Health clubs have withstood tough economic times. Since 1992 the number of health clubs has increased 40 percent and membership has grown by almost 60 percent from 20.8 million to 32.8 million, according to a Trends Report published by the International Health, Racquet & Sportsclub Association.

So what’s the downside if the number of healthclubs and its members have grown to this extent? The Achilles tendon is for health center operators not to fall into the lazy thinking common in the boom of the 80s – a build it and they will come mentality.

The clubs that failed to build direct marketing campaigns with a firm understanding of the dynamic nature of their consumers, saw their membership numbers decrease and soon thereafter, their doors close. The same can happen today if such lazy thinking creeps in again.

Title Boxing Club Throws a One-Two Punch with Direct Mail

Title Boxing’s aggressive workout and marketing program are far from lazy. Title Boxing promotes an intense body workout and 1,000 calorie an hour burn with its total boxing program. The boxing chain is piggybacking on the “extreme” workout craze made popular by Billy Blanks’ Tae Bo® Fitness and Tony Horton’s P90X home program.

In the Kansas City marketplace, one Title Boxing Club is becoming the heavy weight champion of marketing – direct mail via over-sized postcards. By mailing 6×11 four-color postcards regularly to around 30,000 homes near its gym, it only needed a handful of new members to sign up at $60 a month for a year membership to break-even. It received 70 new members from its last mailing that offered a complimentary workout, ½ off enrollment and a free pair of boxing gloves with a membership agreement.
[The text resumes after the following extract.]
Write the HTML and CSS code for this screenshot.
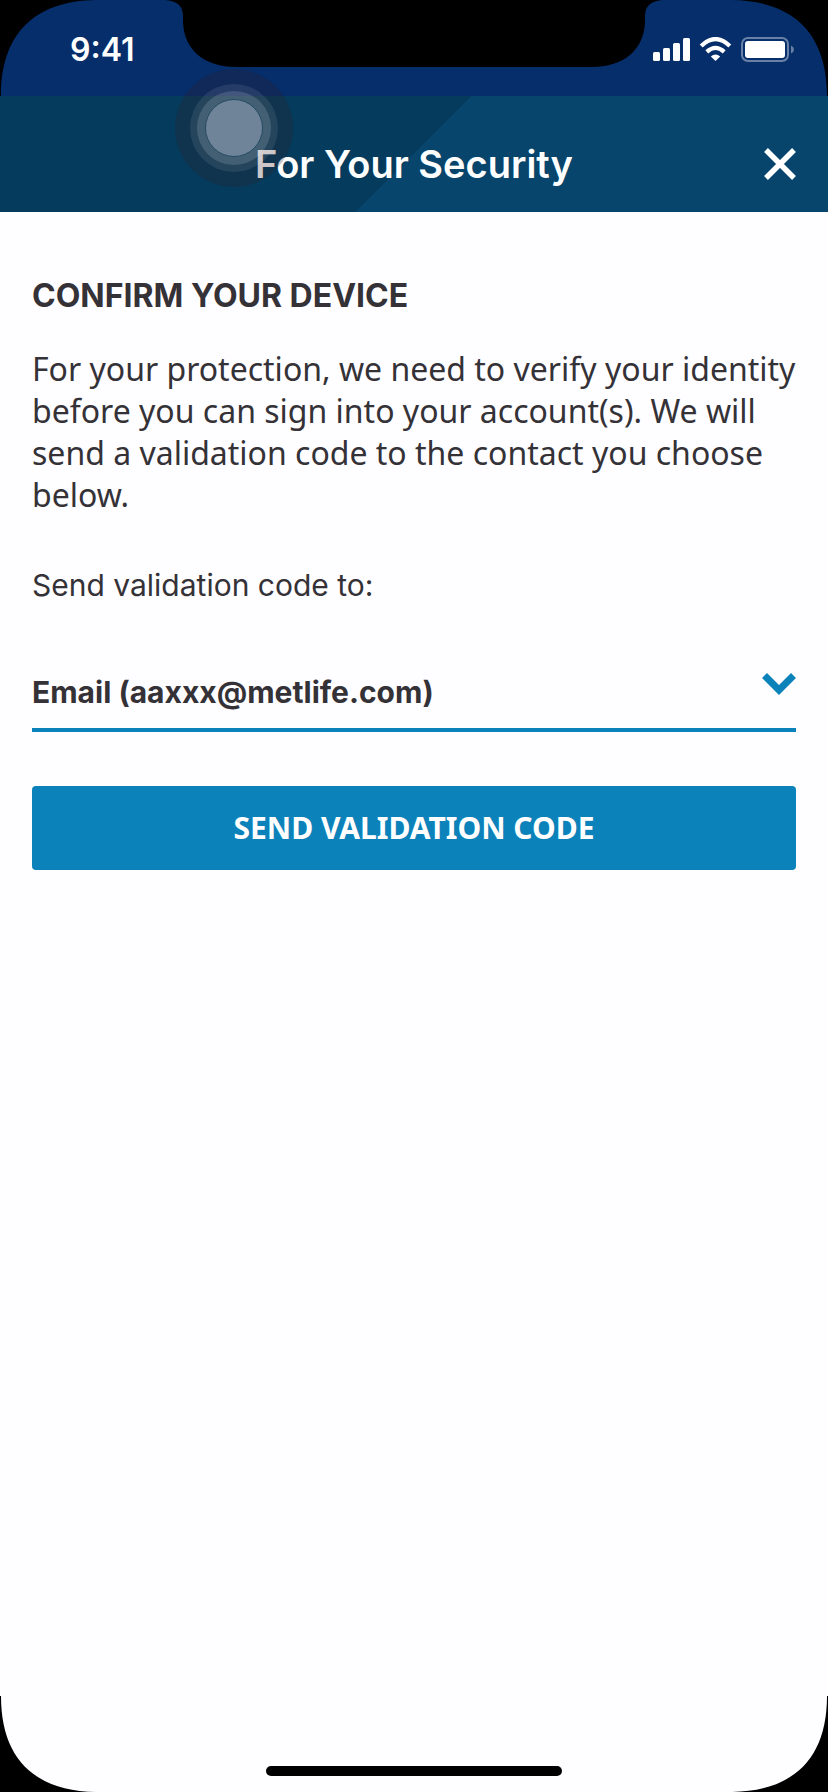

Bally’s Tests Variable Dating Printing for Extraordinary Return in Ethnic Markets

Bally’s Total Fitness provides total fitness through fitness, nutrition, and all a person could want for wellness under one roof. However, it was approached by a variable data evangelist urging them to allow him to guide them through a test of one-to-one direct marketing to increase its membership among Hispanic, Korean, and African Americans.

Bally’s said yes to producing the variable data print piece, which included a six-panel, mailer with perforated membership cards on the inside fold shown below. Both the images and the text were triggered by the recipient’s gender and ethnicity. Even the language was variable from piece to piece, based on a trigger in the data. If the acquired data indicated the prospect was a native speaker of Spanish or Korean then the language on their mail piece reflected that information.

The test mailing of 15,000 pieces was divided between three New Jersey Bally’s locations with low membership rates. The mailer instructed the recipient to punch out the trial membership card and bring it in to Bally’s for a free two-week trial membership. The trial membership number, bar code and recipient name were printed on an image of a hand holding a Bally’s membership card (see image above).

The test mailing produced $18,000 in new membership revenue at just one of the three locations. Similar new membership applications later came in at the other two locations.

What is your company doing to keep its new business numbers healthy? Are you using variable data printing for the ultimate knock-out in ROI results or falling back on a less strategic methodology that’s leaving your results anorexic.